Until recently, user ability to take advantage of very large, unpartitioned memory spaces has been limited to supercomputers— scaled up unified systems that use custom microprocessors. But lately, shared memory systems have emerged, including those from Numascale, ScaleMP and TidalScale that are based on common x86 processsors. The capabilities of these systems vary, but some claim to enable software designed for a single server to be used across many servers by making the server cluster appear as a single, virtual server. This capability would simplify development and analytics tasks for a number of use cases involving datasets up to the hundreds of terabytes—that is, the smaller end of the big data range.

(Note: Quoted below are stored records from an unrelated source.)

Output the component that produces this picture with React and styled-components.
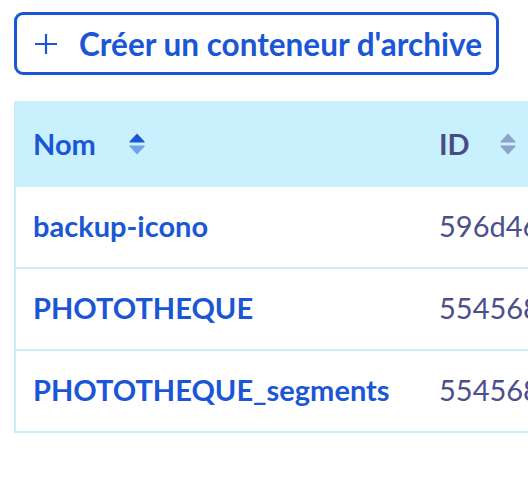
import React from "react";
import styled, { createGlobalStyle } from "styled-components";

const GlobalStyle = createGlobalStyle`
  html, body {
    margin: 0;
    padding: 0;
    background: #ffffff;
    overflow: hidden;
  }
  body {
    font-family: Lato, "Noto Sans", sans-serif;
  }
`;

const Page = styled.div`
  padding: 12px 0 0 14px;
  width: 900px;
`;

const CreateButton = styled.button`
  display: flex;
  align-items: center;
  gap: 21px;
  box-sizing: border-box;
  height: 63px;
  padding: 0 14px 0 17px;
  border: 3px solid #1a56d6;
  border-radius: 9px;
  background: #ffffff;
  color: #1a56d6;
  font-family: inherit;
  font-size: 31.5px;
  font-weight: 700;
  cursor: pointer;
`;

const Table = styled.table`
  margin-top: 26px;
  border-collapse: separate;
  border-spacing: 0;
  font-size: 29px;
  line-height: 34px;
  border-left: 2px solid #c9eefb;
`;

const HeadCell = styled.th`
  background: #c8f0fd;
  text-align: left;
  padding: 26px 19px 26px 17px;
  font-weight: 700;
  color: ${({ $active }) => ($active ? "#1a56d6" : "#474c85")};
  width: ${({ $w }) => $w || "auto"};
  white-space: nowrap;
`;

const HeadLabel = styled.span`
  display: flex;
  align-items: center;
  height: 34px;
`;

const Cell = styled.td`
  padding: 22px 19px 24px 17px;
  border-bottom: 2px solid #c9eefb;
  white-space: nowrap;
  font-weight: ${({ $name }) => ($name ? 700 : 400)};
  color: ${({ $name }) => ($name ? "#1a56d6" : "#4b4f8c")};
`;

const SortWrap = styled.span`
  display: block;
  height: 22px;
  margin-left: ${({ $gap }) => $gap}px;
`;

const PlusIcon = () => (
  <svg width="24" height="24" viewBox="0 0 24 24" aria-hidden="true">
    <path d="M12 2v20M1 12h22" stroke="#1a56d6" strokeWidth="2.2" fill="none" />
  </svg>
);

const SortIcon = ({ active, gap }) => (
  <SortWrap $gap={gap}>
    <svg width="16" height="22" viewBox="0 0 16 22" aria-hidden="true" style={{ display: "block" }}>
      <path
        d="M8 0.5 L15.5 8.5 Q16 9.5 15 9.5 H1 Q0 9.5 0.5 8.5 Z"
        fill={active ? "#1a56d6" : "#8da2c6"}
      />
      <path
        d="M8 21.5 L15.5 13.5 Q16 12.5 15 12.5 H1 Q0 12.5 0.5 13.5 Z"
        fill={active ? "#72a2ea" : "#8da2c6"}
      />
    </svg>
  </SortWrap>
);

const rows = [
  { name: "backup-icono", id: "596d46e7c1b84a2f9e03" },
  { name: "PHOTOTHEQUE", id: "554568a2f1d04c7b8e91" },
  { name: "PHOTOTHEQUE_segments", id: "554568b3e9c24f1a7d20" },
];

export default function App() {
  return (
    <>
      <GlobalStyle />
      <Page>
        <CreateButton type="button">
          <PlusIcon />
          Créer un conteneur d'archive
        </CreateButton>
        <Table>
          <thead>
            <tr>
              <HeadCell $active $w="370px">
                <HeadLabel>
                  Nom
                  <SortIcon active gap={33} />
                </HeadLabel>
              </HeadCell>
              <HeadCell>
                <HeadLabel>
                  ID
                  <SortIcon gap={30} />
                </HeadLabel>
              </HeadCell>
            </tr>
          </thead>
          <tbody>
            {rows.map((r) => (
              <tr key={r.name}>
                <Cell $name>{r.name}</Cell>
                <Cell>{r.id}</Cell>
              </tr>
            ))}
          </tbody>
        </Table>
      </Page>
    </>
  );
}
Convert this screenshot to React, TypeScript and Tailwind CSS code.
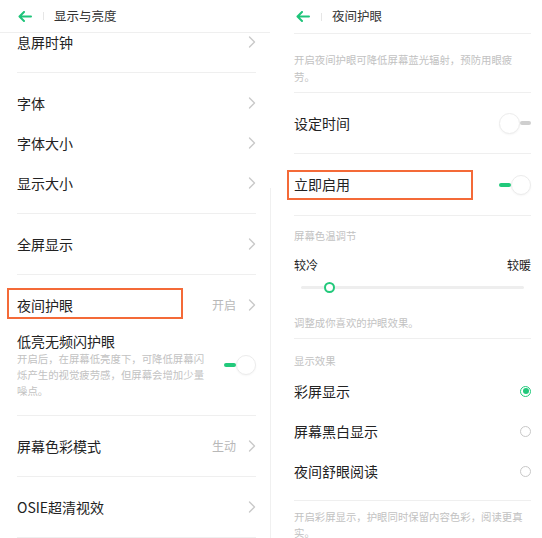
import React from "react"

const font = { fontFamily: '"Noto Sans CJK SC", "Noto Sans", sans-serif' }

function Back() {
  return (
    <svg width="14" height="11" viewBox="0 0 14 11" fill="none">
      <path d="M13 5.5H2M6 1L1.5 5.5L6 10" stroke="#1fc47a" strokeWidth="2" strokeLinecap="round" strokeLinejoin="round" />
    </svg>
  )
}

function Chevron() {
  return (
    <svg width="8" height="12" viewBox="0 0 8 12" fill="none" className="shrink-0">
      <path d="M1.5 1L6.5 6L1.5 11" stroke="#c9c9c9" strokeWidth="1.4" strokeLinecap="round" strokeLinejoin="round" />
    </svg>
  )
}

function Toggle({ on }: { on: boolean }) {
  if (on) {
    return (
      <div className="flex items-center">
        <div className="h-[4px] w-[12px] rounded-full bg-[#22c97b]" />
        <div className="h-[20px] w-[20px] rounded-full border border-[#ececec] bg-white shadow-[0_1px_2px_rgba(0,0,0,0.04)]" />
      </div>
    )
  }
  return (
    <div className="flex items-center">
      <div className="h-[21px] w-[21px] rounded-full border border-[#ececec] bg-white shadow-[0_1px_2px_rgba(0,0,0,0.04)]" />
      <div className="h-[4px] w-[11px] rounded-full bg-[#cfcfcf]" />
    </div>
  )
}

function Radio({ on }: { on: boolean }) {
  if (on) {
    return (
      <div className="flex h-[11px] w-[11px] items-center justify-center rounded-full border-[1.5px] border-[#22c97b]">
        <div className="h-[6px] w-[6px] rounded-full bg-[#22c97b]" />
      </div>
    )
  }
  return <div className="h-[11px] w-[11px] rounded-full border border-[#c8c8c8]" />
}

function Sep() {
  return <div className="h-px bg-[#efefef]" />
}

function NavRow({ label, value, h = "h-[40px]" }: { label: string; value?: string; h?: string }) {
  return (
    <div className={`flex ${h} items-center justify-between`}>
      <span className="text-[14px] text-[#222]">{label}</span>
      <div className="flex items-center gap-[12px]">
        {value && <span className="text-[12px] text-[#b8b8b8]">{value}</span>}
        <Chevron />
      </div>
    </div>
  )
}

function LeftPanel() {
  return (
    <div className="w-[270px] shrink-0 overflow-hidden">
      <div className="flex h-[33px] items-center border-b border-[#efefef] pl-[18px]">
        <Back />
        <div className="ml-[11px] h-[8px] w-px bg-[#e6e6e6]" />
        <span className="ml-[10px] text-[12.5px] text-[#333]">显示与亮度</span>
      </div>
      <div className="pl-[17px] pr-[14px]">
        <div className="pb-[21px]">
          <NavRow label="息屏时钟" h="h-[18px]" />
        </div>
        <Sep />
        <div className="pb-[10px] pt-[10px]">
          <NavRow label="字体" />
          <NavRow label="字体大小" />
          <NavRow label="显示大小" />
        </div>
        <Sep />
        <div className="pb-[10px] pt-[10px]">
          <NavRow label="全屏显示" />
        </div>
        <Sep />
        <div className="pb-[10px] pt-[10px]">
          <div className="relative">
            <NavRow label="夜间护眼" value="开启" />
            <div className="absolute left-[-10px] top-[3px] h-[31px] w-[176px] border-2 border-[#f46a38]" />
          </div>
          <div className="flex items-center justify-between pb-[6px] pt-[6px]">
            <div>
              <div className="flex h-[20px] items-center text-[14px] text-[#222]">低亮无频闪护眼</div>
              <div className="text-[10.4px] leading-[16px] text-[#c2c2c2]">
                <div>开启后，在屏幕低亮度下，可降低屏幕闪</div>
                <div>烁产生的视觉疲劳感，但屏幕会增加少量</div>
                <div>噪点。</div>
              </div>
            </div>
            <Toggle on />
          </div>
        </div>
        <Sep />
        <div className="pb-[10px] pt-[10px]">
          <NavRow label="屏幕色彩模式" value="生动" />
        </div>
        <Sep />
        <div className="pb-[10px] pt-[10px]">
          <NavRow label="OSIE超清视效" />
        </div>
        <Sep />
      </div>
    </div>
  )
}

function RightPanel() {
  return (
    <div className="w-[271px] shrink-0 overflow-hidden pl-[23px] pr-[11px]">
      <div className="flex h-[34px] items-center border-b border-[#efefef]">
        <div className="ml-[2px]">
          <Back />
        </div>
        <div className="ml-[11px] h-[8px] w-px bg-[#e6e6e6]" />
        <span className="ml-[10px] text-[12.5px] text-[#333]">夜间护眼</span>
      </div>
      <div className="pb-[7px] pt-[17px] text-[10.4px] leading-[17px] text-[#c2c2c2]">
        <div>开启夜间护眼可降低屏幕蓝光辐射，预防用眼疲</div>
        <div>劳。</div>
      </div>
      <Sep />
      <div className="flex h-[60px] items-center justify-between">
        <span className="text-[14px] text-[#222]">设定时间</span>
        <Toggle on={false} />
      </div>
      <Sep />
      <div className="relative flex h-[61px] items-center justify-between">
        <span className="text-[14px] text-[#222]">立即启用</span>
        <Toggle on />
        <div className="absolute left-[-7px] top-[16px] h-[30px] w-[186px] border-2 border-[#f46a38]" />
      </div>
      <Sep />
      <div className="pb-[7px] pt-[10px]">
        <div className="flex h-[20px] items-center text-[10.4px] text-[#c2c2c2]">屏幕色温调节</div>
        <div className="mt-[9px] flex h-[20px] items-center justify-between text-[12px] text-[#222]">
          <span>较冷</span>
          <span>较暖</span>
        </div>
        <div className="mt-[5px] flex h-[14px] items-center pl-[7px] pr-[7px]">
          <div className="relative h-[3px] flex-1 rounded-full bg-[#eeeeee]">
            <div className="absolute left-[23px] top-[-4px] h-[11px] w-[11px] rounded-full border-2 border-[#22c97b] bg-white" />
          </div>
        </div>
        <div className="mt-[21px] flex h-[16px] items-center text-[10.4px] text-[#c2c2c2]">调整成你喜欢的护眼效果。</div>
      </div>
      <Sep />
      <div className="pb-[9px] pt-[12px]">
        <div className="flex h-[20px] items-center text-[10.4px] text-[#c2c2c2]">显示效果</div>
        <div className="flex h-[40px] items-center justify-between">
          <span className="text-[14px] text-[#222]">彩屏显示</span>
          <Radio on />
        </div>
        <div className="flex h-[40px] items-center justify-between">
          <span className="text-[14px] text-[#222]">屏幕黑白显示</span>
          <Radio on={false} />
        </div>
        <div className="flex h-[40px] items-center justify-between">
          <span className="text-[14px] text-[#222]">夜间舒眼阅读</span>
          <Radio on={false} />
        </div>
      </div>
      <Sep />
      <div className="pt-[8px] text-[10.4px] leading-[16px] text-[#c2c2c2]">
        <div>开启彩屏显示，护眼同时保留内容色彩，阅读更真</div>
        <div>实。</div>
      </div>
    </div>
  )
}

export default function App() {
  return (
    <div className="flex h-[538px] w-[542px] overflow-hidden bg-white" style={font}>
      <LeftPanel />
      <div className="mt-[188px] w-px shrink-0 bg-[#f0f0f0]" />
      <RightPanel />
    </div>
  )
}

Impactful technologies such as reverse virtualization enter the fray every year, and large enterprises will find it an increasing challenge to track and assess each trend within the context of the many other impactful trends and other variables. Suffice to say that NoSQL or nonrelational database technology is a landing craft that has substantial promise, but lined up in the shallow water near the beach are many obstacles that could prevent a successful landing for any company that lacks awareness about the location and nature of the obstacles. In the articles to follow in this series, PwC will describe the landscape, but equally important, a number of these obstacles and considerations.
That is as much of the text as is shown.